1MDB also said its auditor Deloitte is resigning and the company is seeking a replacement, according to a statement on Tuesday. It did not give a reason for the departure but said Deloitte, which notified 1MDB in February of its decision, will continue to audit its key subsidiaries.

The Malaysian fund is at the centre of several international investigations into alleged corruption and money laundering by public officials. Prosecutors in at least four countries – Singapore, Switzerland, Luxembourg and the United States – are looking into money flows from the investment vehicle, which was established for national development.

US prosecutors last week detailed an alleged scheme of international money laundering and misappropriation stretching from 2009 to 2015 and announced it is seeking to seize more than $1bn worth of assets it says went through US banks.
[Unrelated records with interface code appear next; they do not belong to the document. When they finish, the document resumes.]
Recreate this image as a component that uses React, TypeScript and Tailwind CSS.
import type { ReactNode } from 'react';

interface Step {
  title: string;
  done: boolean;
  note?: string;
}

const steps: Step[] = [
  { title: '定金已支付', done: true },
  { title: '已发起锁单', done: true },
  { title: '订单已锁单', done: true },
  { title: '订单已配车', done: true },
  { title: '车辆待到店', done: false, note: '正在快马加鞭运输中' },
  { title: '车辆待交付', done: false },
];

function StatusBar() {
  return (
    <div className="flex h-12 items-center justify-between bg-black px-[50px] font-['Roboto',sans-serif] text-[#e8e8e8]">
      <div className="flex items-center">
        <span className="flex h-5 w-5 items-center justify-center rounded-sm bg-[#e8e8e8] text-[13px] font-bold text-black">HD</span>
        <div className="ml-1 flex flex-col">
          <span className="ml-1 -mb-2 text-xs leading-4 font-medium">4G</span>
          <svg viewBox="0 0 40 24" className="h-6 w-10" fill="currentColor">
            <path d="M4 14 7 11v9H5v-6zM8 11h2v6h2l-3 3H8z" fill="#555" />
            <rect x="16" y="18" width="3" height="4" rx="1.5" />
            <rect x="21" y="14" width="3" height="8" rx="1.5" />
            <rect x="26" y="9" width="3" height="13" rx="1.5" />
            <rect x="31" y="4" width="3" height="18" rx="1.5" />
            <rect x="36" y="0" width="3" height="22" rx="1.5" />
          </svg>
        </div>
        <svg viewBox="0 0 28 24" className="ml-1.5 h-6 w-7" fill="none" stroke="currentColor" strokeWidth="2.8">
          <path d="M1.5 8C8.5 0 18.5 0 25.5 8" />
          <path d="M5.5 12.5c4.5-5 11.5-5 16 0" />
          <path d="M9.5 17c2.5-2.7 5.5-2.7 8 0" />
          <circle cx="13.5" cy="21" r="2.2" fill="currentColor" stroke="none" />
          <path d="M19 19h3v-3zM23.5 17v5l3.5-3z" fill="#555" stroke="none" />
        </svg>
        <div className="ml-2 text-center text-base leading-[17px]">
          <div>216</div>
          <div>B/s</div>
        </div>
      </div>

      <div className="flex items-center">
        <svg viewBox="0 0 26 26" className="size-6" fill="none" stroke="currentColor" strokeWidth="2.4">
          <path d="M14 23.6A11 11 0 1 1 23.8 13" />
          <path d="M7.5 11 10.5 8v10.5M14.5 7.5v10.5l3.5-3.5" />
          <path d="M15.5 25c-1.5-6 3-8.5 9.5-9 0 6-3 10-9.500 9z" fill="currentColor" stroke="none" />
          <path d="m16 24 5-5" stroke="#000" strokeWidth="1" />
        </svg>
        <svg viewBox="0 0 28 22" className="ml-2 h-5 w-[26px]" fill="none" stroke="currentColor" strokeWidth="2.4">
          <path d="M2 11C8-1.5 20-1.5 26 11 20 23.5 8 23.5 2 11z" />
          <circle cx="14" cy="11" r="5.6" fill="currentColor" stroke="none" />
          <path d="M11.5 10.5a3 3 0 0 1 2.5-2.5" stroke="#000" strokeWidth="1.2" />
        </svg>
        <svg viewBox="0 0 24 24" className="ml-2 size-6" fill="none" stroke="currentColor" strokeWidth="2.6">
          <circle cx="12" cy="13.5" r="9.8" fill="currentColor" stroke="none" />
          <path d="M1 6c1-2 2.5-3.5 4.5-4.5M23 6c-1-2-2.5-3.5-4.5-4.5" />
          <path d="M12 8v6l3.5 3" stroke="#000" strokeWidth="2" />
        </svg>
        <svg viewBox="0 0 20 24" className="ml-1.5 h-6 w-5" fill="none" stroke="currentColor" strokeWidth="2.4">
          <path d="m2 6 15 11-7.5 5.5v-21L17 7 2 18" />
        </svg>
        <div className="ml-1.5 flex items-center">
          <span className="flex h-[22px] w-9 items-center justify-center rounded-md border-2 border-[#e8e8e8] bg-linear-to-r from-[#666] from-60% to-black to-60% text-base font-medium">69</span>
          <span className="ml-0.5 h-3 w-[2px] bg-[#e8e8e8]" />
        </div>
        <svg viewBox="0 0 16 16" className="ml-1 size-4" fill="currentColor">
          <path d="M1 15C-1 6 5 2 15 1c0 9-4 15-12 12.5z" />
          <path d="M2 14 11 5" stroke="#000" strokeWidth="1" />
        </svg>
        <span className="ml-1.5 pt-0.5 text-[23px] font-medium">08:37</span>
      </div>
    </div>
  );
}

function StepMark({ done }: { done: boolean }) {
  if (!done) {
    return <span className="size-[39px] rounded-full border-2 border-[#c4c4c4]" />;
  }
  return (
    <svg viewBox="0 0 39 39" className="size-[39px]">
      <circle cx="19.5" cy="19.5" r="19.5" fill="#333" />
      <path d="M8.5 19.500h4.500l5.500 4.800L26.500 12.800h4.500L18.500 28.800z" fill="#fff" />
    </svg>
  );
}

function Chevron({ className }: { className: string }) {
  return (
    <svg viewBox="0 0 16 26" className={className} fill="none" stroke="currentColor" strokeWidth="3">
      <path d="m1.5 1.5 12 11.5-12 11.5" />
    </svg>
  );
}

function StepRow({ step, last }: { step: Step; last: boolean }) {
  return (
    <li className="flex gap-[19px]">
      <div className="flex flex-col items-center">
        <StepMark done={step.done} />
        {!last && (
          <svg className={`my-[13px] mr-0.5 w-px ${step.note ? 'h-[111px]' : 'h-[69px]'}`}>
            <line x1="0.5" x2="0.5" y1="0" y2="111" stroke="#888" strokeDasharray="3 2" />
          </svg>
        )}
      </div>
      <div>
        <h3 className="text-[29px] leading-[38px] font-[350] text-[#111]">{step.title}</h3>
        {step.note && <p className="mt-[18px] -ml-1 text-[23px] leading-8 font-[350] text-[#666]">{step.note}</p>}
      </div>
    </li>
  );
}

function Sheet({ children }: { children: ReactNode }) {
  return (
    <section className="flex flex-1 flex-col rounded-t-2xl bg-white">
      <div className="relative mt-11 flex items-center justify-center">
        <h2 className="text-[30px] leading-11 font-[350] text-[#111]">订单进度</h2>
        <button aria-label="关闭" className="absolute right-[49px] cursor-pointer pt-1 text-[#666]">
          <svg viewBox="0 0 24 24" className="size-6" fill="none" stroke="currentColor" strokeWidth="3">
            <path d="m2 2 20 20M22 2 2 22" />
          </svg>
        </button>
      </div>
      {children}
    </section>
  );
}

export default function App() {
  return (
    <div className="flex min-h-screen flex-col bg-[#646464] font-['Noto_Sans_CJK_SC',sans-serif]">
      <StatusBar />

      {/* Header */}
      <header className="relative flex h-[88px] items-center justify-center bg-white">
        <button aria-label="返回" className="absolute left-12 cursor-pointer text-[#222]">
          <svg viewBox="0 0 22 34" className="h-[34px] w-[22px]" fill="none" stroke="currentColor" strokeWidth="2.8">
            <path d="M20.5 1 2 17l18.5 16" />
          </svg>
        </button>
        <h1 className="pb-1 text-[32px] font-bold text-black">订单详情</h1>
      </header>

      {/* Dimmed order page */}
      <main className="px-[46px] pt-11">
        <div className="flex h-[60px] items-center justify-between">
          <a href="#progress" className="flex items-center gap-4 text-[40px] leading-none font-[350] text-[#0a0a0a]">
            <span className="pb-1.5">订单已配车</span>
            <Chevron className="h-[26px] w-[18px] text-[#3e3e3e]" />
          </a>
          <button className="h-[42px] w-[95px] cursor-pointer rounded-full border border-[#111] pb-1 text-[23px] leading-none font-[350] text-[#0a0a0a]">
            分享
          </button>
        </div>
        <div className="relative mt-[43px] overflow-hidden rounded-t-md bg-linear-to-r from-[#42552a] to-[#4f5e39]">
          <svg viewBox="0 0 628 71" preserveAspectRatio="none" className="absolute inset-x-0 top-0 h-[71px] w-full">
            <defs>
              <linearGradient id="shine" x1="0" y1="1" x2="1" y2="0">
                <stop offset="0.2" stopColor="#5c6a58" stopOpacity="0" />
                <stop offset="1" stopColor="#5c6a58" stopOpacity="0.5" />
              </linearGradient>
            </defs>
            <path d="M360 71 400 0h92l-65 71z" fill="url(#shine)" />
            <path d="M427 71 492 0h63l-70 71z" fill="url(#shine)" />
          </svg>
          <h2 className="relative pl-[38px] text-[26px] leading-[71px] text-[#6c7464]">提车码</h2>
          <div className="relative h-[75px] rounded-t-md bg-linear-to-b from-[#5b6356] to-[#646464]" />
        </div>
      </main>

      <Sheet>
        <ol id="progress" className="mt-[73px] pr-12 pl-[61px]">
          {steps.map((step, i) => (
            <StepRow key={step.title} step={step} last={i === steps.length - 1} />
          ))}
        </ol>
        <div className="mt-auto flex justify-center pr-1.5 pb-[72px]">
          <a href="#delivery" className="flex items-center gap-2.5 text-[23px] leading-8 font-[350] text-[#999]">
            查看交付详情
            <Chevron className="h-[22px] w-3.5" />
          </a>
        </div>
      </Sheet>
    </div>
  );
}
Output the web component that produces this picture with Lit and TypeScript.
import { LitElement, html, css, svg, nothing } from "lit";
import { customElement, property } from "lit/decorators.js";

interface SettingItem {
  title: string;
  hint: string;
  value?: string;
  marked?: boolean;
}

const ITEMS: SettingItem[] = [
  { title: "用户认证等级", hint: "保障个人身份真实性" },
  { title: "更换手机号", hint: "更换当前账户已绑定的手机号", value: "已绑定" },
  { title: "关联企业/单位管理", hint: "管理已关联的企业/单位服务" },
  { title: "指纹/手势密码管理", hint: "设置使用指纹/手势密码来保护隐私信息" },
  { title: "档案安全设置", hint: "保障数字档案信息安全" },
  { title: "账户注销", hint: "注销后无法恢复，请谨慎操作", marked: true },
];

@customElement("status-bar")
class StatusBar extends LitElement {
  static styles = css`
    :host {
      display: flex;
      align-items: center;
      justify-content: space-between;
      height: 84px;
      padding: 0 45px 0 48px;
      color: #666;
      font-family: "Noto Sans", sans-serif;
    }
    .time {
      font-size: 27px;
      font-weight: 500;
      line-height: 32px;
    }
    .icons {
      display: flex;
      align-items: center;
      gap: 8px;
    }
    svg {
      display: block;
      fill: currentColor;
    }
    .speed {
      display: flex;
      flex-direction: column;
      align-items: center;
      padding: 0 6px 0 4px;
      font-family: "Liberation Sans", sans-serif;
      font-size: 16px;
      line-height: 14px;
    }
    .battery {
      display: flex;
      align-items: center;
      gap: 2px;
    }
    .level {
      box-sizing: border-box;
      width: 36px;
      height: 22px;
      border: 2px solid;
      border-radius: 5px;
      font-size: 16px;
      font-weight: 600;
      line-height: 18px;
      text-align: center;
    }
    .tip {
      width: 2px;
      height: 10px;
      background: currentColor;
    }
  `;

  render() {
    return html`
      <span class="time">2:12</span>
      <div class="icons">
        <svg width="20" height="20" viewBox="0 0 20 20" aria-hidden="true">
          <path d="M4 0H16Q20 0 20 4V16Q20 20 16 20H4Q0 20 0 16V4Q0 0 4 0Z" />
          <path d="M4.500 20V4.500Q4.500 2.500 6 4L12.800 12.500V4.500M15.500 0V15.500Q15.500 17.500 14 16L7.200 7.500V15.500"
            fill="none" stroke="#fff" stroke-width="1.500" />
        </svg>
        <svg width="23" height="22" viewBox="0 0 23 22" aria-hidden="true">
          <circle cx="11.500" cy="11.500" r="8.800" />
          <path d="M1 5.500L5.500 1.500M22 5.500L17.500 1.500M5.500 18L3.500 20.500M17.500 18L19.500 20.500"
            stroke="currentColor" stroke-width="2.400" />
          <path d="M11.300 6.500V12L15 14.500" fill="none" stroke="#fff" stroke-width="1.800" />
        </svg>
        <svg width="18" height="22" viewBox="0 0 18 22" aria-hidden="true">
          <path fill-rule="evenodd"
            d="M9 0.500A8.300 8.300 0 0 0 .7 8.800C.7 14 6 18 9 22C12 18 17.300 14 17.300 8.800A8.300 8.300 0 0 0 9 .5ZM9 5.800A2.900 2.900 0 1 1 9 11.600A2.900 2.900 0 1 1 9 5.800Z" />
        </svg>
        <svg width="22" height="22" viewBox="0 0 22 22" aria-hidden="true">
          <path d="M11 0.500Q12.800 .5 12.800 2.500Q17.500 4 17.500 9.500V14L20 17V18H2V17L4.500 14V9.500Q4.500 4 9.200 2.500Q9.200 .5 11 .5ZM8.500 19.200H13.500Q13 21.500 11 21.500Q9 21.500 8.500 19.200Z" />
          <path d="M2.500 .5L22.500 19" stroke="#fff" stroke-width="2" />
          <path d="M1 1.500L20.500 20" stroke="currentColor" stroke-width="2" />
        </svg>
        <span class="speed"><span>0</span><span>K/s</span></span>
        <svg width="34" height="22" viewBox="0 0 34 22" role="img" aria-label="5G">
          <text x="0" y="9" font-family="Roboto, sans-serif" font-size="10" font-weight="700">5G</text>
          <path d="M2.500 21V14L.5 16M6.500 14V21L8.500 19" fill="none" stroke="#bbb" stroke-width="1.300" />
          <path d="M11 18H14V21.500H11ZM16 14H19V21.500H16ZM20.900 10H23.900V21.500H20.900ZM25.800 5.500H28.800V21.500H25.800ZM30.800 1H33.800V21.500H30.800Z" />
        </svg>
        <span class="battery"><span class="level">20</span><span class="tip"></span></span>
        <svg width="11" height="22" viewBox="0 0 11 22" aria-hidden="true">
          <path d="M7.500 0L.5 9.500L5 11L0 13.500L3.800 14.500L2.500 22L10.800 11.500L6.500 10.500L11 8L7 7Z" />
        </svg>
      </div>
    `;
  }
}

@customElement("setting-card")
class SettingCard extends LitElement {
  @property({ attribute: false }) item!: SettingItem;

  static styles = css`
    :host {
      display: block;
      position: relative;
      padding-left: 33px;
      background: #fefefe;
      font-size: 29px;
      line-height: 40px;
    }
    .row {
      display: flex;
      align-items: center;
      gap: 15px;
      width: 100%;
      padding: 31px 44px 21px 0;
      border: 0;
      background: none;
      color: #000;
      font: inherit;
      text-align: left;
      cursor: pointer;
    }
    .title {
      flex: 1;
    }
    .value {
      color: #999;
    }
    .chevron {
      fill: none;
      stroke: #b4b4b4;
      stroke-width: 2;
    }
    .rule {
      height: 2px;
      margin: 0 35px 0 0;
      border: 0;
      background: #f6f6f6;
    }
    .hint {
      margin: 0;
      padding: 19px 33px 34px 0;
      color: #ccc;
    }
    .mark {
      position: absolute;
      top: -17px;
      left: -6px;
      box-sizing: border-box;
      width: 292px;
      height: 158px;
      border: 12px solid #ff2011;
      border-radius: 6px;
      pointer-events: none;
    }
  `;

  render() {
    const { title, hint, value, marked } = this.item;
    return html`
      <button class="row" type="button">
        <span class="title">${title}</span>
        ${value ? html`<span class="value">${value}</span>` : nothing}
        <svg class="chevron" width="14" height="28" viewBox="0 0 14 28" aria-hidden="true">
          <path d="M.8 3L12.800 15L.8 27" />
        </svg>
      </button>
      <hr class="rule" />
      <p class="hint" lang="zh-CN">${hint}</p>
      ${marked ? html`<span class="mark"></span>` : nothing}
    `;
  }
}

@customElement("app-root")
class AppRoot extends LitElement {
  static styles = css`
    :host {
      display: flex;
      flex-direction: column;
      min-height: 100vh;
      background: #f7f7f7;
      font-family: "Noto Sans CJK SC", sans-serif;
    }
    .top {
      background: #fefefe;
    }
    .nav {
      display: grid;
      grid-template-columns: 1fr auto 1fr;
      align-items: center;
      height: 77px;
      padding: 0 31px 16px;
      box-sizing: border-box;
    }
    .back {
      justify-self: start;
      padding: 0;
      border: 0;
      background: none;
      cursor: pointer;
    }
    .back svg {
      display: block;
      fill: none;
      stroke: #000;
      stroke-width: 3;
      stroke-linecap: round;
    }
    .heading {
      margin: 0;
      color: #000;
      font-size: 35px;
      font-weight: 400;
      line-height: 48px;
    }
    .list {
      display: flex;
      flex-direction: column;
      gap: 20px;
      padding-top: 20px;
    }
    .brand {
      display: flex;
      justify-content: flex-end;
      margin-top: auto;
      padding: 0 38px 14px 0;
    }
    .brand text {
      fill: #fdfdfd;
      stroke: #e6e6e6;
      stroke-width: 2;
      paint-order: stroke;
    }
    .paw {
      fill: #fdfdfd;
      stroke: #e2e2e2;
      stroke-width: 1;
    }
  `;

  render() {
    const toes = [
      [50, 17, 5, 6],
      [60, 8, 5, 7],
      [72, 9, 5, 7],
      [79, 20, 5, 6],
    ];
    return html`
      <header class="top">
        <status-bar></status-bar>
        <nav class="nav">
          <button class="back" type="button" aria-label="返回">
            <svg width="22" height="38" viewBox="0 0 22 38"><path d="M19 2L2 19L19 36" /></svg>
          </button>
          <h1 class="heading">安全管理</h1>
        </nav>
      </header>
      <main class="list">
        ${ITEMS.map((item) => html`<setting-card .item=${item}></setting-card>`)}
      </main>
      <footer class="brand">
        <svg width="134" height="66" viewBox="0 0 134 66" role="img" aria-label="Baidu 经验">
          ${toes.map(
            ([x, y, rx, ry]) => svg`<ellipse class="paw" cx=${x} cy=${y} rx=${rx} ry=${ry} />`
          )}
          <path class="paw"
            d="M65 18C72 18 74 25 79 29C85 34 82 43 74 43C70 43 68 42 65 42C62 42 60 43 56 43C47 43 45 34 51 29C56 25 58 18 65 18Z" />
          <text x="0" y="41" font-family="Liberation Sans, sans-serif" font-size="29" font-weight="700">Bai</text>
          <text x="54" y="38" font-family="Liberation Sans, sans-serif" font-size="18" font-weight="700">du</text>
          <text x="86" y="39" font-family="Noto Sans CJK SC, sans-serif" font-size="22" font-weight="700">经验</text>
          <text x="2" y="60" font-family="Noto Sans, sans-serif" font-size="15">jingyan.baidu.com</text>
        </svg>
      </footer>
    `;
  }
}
“The board remains confident that no wrongdoing has been committed by 1MDB and that the past audited financial statements continue to show a true and fair view of the company’s affairs at the relevant points in time,” the company said.

However, directors decided “as a precautionary measure, the 2013 and 2014 audited financial statements of 1MDB should no longer be relied on by any party, pending final and conclusive determination by a court of law of certain alleged facts, as described” in the US civil suit, it said.

US prosecutors alleged suspected fraud occurred at 1MDB in three phases in which money was laundered through bank accounts in Singapore, Switzerland, Luxembourg and the US.

In 2012, 1MDB officials and others diverted proceeds raised through two separate bond offerings, according to the justice department. More than 40 per cent of the proceeds, or $1.4bn, were transferred to a Swiss bank account belonging to a British Virgin Islands entity. More than $1bn was diverted from another bond offering in 2013, it said.